The plan got nowhere, naturally. It was too big and too expensive — too much change, really.
When the Steamship Authority's intentions became known, including especially the addition of a second slip with the increase in ferry and automobile traffic that such an expansion promised, some Islanders proposed another alternative. Don't expand downtown, they told the boatline; instead, move your terminal to the Beach Road, east of R.M. Packer Company, create a ferry terminal there as big as you need, and when cars get off the boats, they can turn left for Oak Bluffs or Edgartown, or right for Vineyard Haven and up-Island. A lot of Five Corners congestion would be solved. Harry Jones, an engineer who lived in Vineyard Haven then, even made a model of the harbor, with the boatline moved east and a marina and park where the Steamship terminal is today.
But the boatline said no thanks, too expensive. And the Vineyard Haven merchants said no also, afraid they would lose walk-in customers.
So, as we have so many times, we are once again wrestling with our dissatisfaction at the Five Corners mess and the Steamship's contribution to it. Apart from the behavior of the Tisbury selectmen, who have made solutions more difficult than ever to achieve, the problems that have plagued the center of Vineyard Haven and the immediate environs of the Steamship wharf for 35 years or more remain unsolved. Of course, there are more and larger cars — most of them contributed by Islanders, by the way, because our numbers have grown mightily — more tourists, more scheduled sailings, more and larger ferries. And, of course, Water Street, Five Corners, Beach Road - all this is the same. So are the stale old strategies for nibbling at the problem.

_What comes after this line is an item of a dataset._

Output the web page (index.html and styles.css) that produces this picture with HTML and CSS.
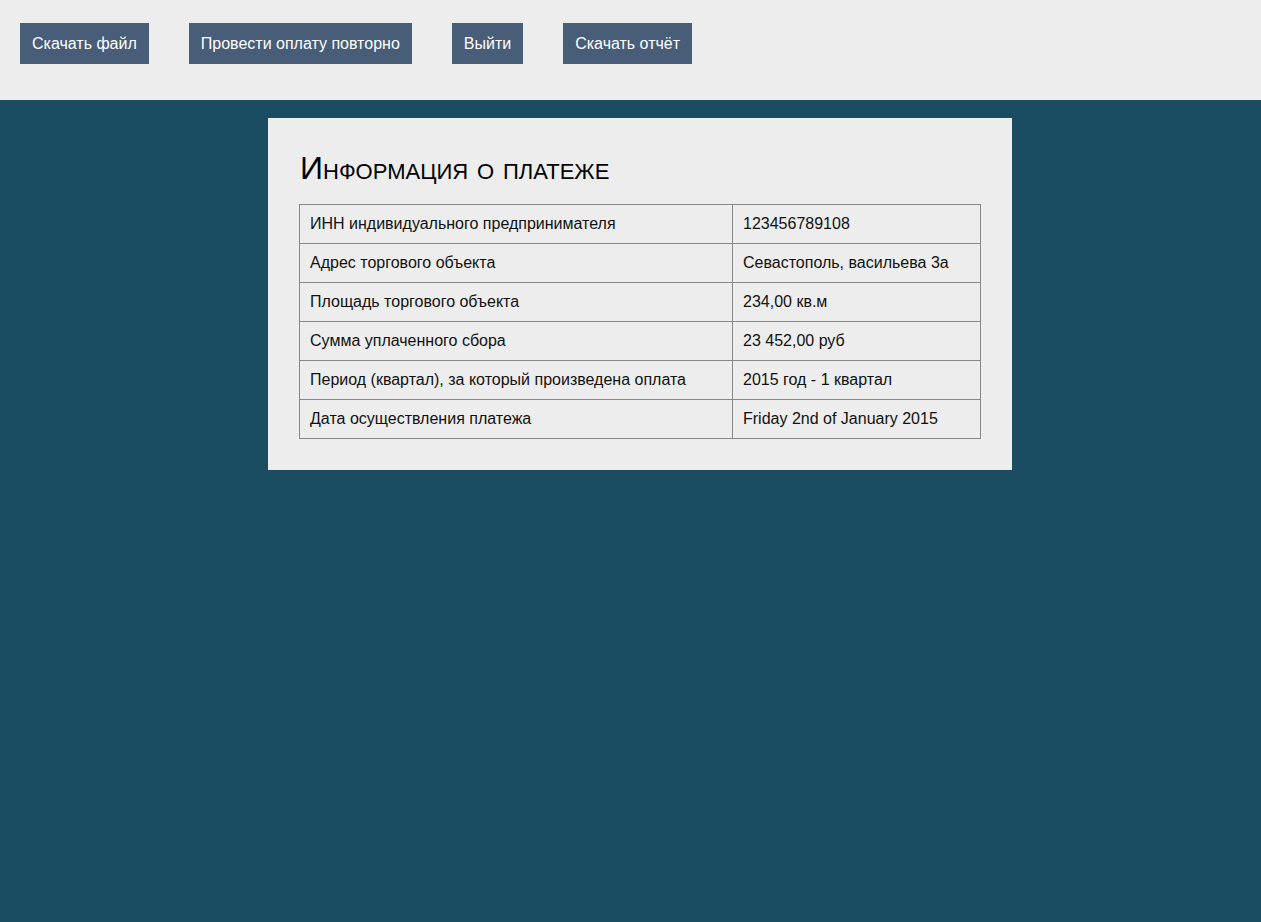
FILE: index.html
```html
<!DOCTYPE html>
<html lang="ru">
<head>
<meta charset="utf-8">
<title>Информация о платеже</title>
<link rel="stylesheet" href="styles.css">
</head>
<body>
<header class="topbar">
  <a class="btn" href="#">Скачать файл</a>
  <a class="btn" href="#">Провести оплату повторно</a>
  <a class="btn" href="#">Выйти</a>
  <a class="btn" href="#">Скачать отчёт</a>
</header>
<main class="main">
  <section class="card">
    <h1 class="title">Информация о платеже</h1>
    <table class="info">
      <tr><td class="label">ИНН индивидуального предпринимателя</td><td>123456789108</td></tr>
      <tr><td class="label">Адрес торгового объекта</td><td>Севастополь, васильева 3а</td></tr>
      <tr><td class="label">Площадь торгового объекта</td><td>234,00 кв.м</td></tr>
      <tr><td class="label">Сумма уплаченного сбора</td><td>23 452,00 руб</td></tr>
      <tr><td class="label">Период (квартал), за который произведена оплата</td><td>2015 год - 1 квартал</td></tr>
      <tr><td class="label">Дата осуществления платежа</td><td>Friday 2nd of January 2015</td></tr>
    </table>
  </section>
</main>
</body>
</html>
```

FILE: styles.css
```css
html, body {
  margin: 0;
  padding: 0;
  height: 100%;
}
body {
  font-family: "Liberation Sans", Arial, sans-serif;
  font-size: 16px;
  background: #1a4d62;
  color: #111;
}
.topbar {
  background: #ededed;
  height: 100px;
  box-sizing: border-box;
  padding: 23px 20px 0;
  display: flex;
  align-items: flex-start;
  gap: 40px;
}
.btn {
  display: block;
  background: #475d78;
  color: #fff;
  text-decoration: none;
  height: 41px;
  line-height: 41px;
  padding: 0 12px;
  font-size: 16px;
}
.main {
  padding: 18px 0 0 19px;
  display: flex;
  justify-content: center;
}
.card {
  width: 744px;
  box-sizing: border-box;
  background: #ededed;
  padding: 31px;
}
.title {
  margin: 0 0 17px 1px;
  font-weight: normal;
  font-variant: small-caps;
  font-size: 32px;
  line-height: 38px;
  color: #000;
}
.info {
  width: 682px;
  border-collapse: collapse;
}
.info td {
  border: 1px solid #888;
  height: 39px;
  box-sizing: border-box;
  padding: 0 10px;
  color: #111;
}
.info td.label {
  width: 433px;
}
```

There are certainly solutions to the traffic congestion problems in Vineyard Haven. Solutions may be found also for the inadequate parking, for the drainage problems, for the wilted appearance of many commercial buildings along Beach Road. What are missing today, indeed missing for 35 years, are fresh, new ideas like those proposed by Metcalf and Eddy and Harry Jones, along with bold leaders to champion them.